Low-latency AllGather kernel implementations for NVIDIA GPUs.

API Reference
-------------

.. py:function:: fast_allgather(ctx, buffer)

   Performs fast AllGather operation.

   :param ctx: FastAllgatherContext
   :param buffer: Symmetric buffer to AllGather

.. py:function:: create_fast_allgather_context(...)

   Creates the context for fast AllGather.

.. py:function:: get_auto_all_gather_method(...)

   Automatically selects the best AllGather method based on hardware topology.

.. py:class:: AllGatherMethod

   Enum for AllGather methods:
   
   - ``PULL``: Pull-based AllGather
   - ``PUSH_2D``: 2D push-based AllGather
   - ``PUSH_3D``: 3D push-based AllGather
   - ``PUSH_2D_LL``: Low-latency 2D push
   - ``PUSH_2D_LL_MULTIMEM``: Low-latency 2D push with multicast memory
   - ``PUSH_NUMA_2D``: NUMA-aware 2D push
   - ``PUSH_NUMA_2D_LL``: NUMA-aware low-latency 2D push

Internal Kernels
----------------

.. py:function:: _forward_pull_kernel(...)

   Pull-based AllGather kernel.

.. py:function:: _forward_push_2d_kernel(...)

   2D push-based AllGather kernel.

.. py:function:: _forward_push_3d_kernel(...)

   3D push-based AllGather kernel.

.. py:function:: _forward_push_2d_ll_kernel(...)

   Low-latency 2D push AllGather kernel.

.. py:function:: _forward_push_2d_ll_multimem_kernel(...)

   Low-latency 2D push AllGather with multicast memory.

.. py:function:: _forward_push_numa_2d_kernel(...)

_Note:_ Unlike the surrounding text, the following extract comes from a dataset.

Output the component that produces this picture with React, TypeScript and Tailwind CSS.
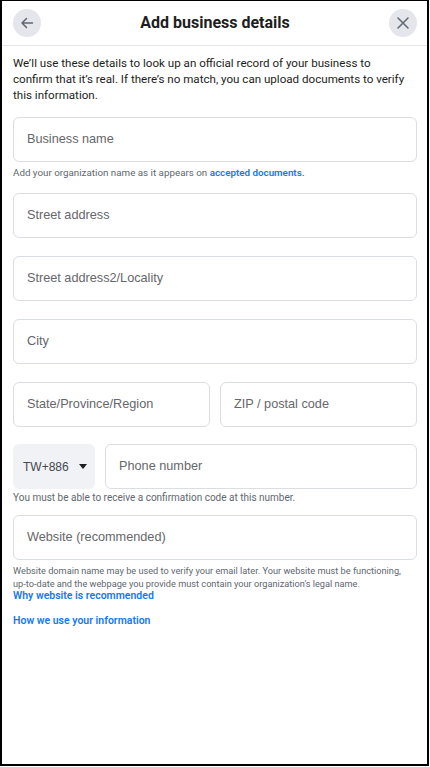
import React from "react";

const ui = { fontFamily: 'Roboto, "Noto Sans", Arial, sans-serif' };
const arial = { fontFamily: '"Liberation Sans", Arial, sans-serif' };

function Field({
  placeholder,
  className = "",
}: {
  placeholder: string;
  className?: string;
}) {
  return (
    <div
      className={`flex h-[45px] items-center rounded-[6px] border border-[#dadde1] bg-white px-[13px] ${className}`}
    >
      <input
        placeholder={placeholder}
        style={arial}
        className="w-full bg-transparent text-[12.7px] text-[#1c1e21] outline-none placeholder:text-[#65676b]"
      />
    </div>
  );
}

function Helper({
  children,
  className = "mt-[3px] text-[10px]",
}: {
  children: React.ReactNode;
  className?: string;
}) {
  return (
    <p className={`leading-[13px] text-[#606770] ${className}`}>{children}</p>
  );
}

export default function App() {
  return (
    <div
      style={ui}
      className="flex h-[766px] w-[429px] flex-col border-x-2 border-t border-b-2 border-black bg-white"
    >
      <header className="flex h-[45px] shrink-0 items-center justify-between border-b border-[#e4e6eb] pl-[11px] pr-[10px]">
        <button
          type="button"
          className="flex h-[28px] w-[28px] items-center justify-center rounded-full bg-[#e4e6eb]"
          aria-label="Back"
        >
          <svg width="14" height="14" viewBox="0 0 14 14" fill="none">
            <path
              d="M12.5 7H2M6.5 2.5L2 7l4.5 4.5"
              stroke="#606770"
              strokeWidth="1.5"
              strokeLinecap="round"
              strokeLinejoin="round"
            />
          </svg>
        </button>
        <h1 className="text-[16px] font-bold text-[#1c1e21]">
          Add business details
        </h1>
        <button
          type="button"
          className="flex h-[28px] w-[28px] items-center justify-center rounded-full bg-[#e4e6eb]"
          aria-label="Close"
        >
          <svg width="14" height="14" viewBox="0 0 14 14" fill="none">
            <path
              d="M2 2l10 10M12 2L2 12"
              stroke="#606770"
              strokeWidth="1.5"
              strokeLinecap="round"
            />
          </svg>
        </button>
      </header>

      <main className="flex flex-col pl-[11px] pr-[10px] pt-[9px]">
        <p className="whitespace-nowrap text-[11.6px] leading-[16px] text-[#1c1e21]">
          We’ll use these details to look up an official record of your
          business to
          <br />
          confirm that it’s real. If there’s no match, you can upload
          documents to verify
          <br />
          this information.
        </p>

        <Field placeholder="Business name" className="mt-[14px]" />
        <Helper className="mt-[4px] text-[9.8px]">
          Add your organization name as it appears on{" "}
          <span className="font-semibold text-[#1877f2]">accepted documents.</span>
        </Helper>

        <Field placeholder="Street address" className="mt-[14px]" />
        <Field placeholder="Street address2/Locality" className="mt-[18px]" />
        <Field placeholder="City" className="mt-[18px]" />

        <div className="mt-[18px] flex gap-[10px]">
          <Field placeholder="State/Province/Region" className="flex-1" />
          <Field placeholder="ZIP / postal code" className="flex-1" />
        </div>

        <div className="mt-[17px] flex gap-[10px]">
          <button
            type="button"
            style={arial}
            className="flex h-[45px] w-[82px] shrink-0 items-center gap-[10px] rounded-[6px] bg-[#f0f2f5] pl-[10px] text-[12px] text-[#444950]"
          >
            TW+886
            <svg width="8" height="5" viewBox="0 0 8 5">
              <path d="M0 0h8L4 5z" fill="#1c1e21" />
            </svg>
          </button>
          <Field placeholder="Phone number" className="flex-1" />
        </div>
        <Helper className="mt-[2px] text-[10px]">
          You must be able to receive a confirmation code at this number.
        </Helper>

        <Field placeholder="Website (recommended)" className="mt-[11px]" />
        <Helper className="mt-[4px] whitespace-nowrap text-[9.2px]">
          Website domain name may be used to verify your email later. Your
          website must be functioning,
          <br />
          up-to-date and the webpage you provide must contain your
          organization's legal name.
        </Helper>
        <a className="text-[10.5px] font-semibold leading-[12px] text-[#1877f2]">
          Why website is recommended
        </a>
        <a className="mt-[13px] text-[10.5px] font-semibold leading-[12px] text-[#1877f2]">
          How we use your information
        </a>
      </main>
    </div>
  );
}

   NUMA-aware 2D push AllGather kernel.

.. py:function:: _forward_push_numa_2d_ll_kernel(...)

   NUMA-aware low-latency 2D push AllGather kernel.

.. py:function:: cp_engine_producer_all_gather_intra_node(...)

   Copy engine-based intra-node AllGather.

.. py:function:: cp_engine_producer_all_gather_inter_node(...)

   Copy engine-based inter-node AllGather.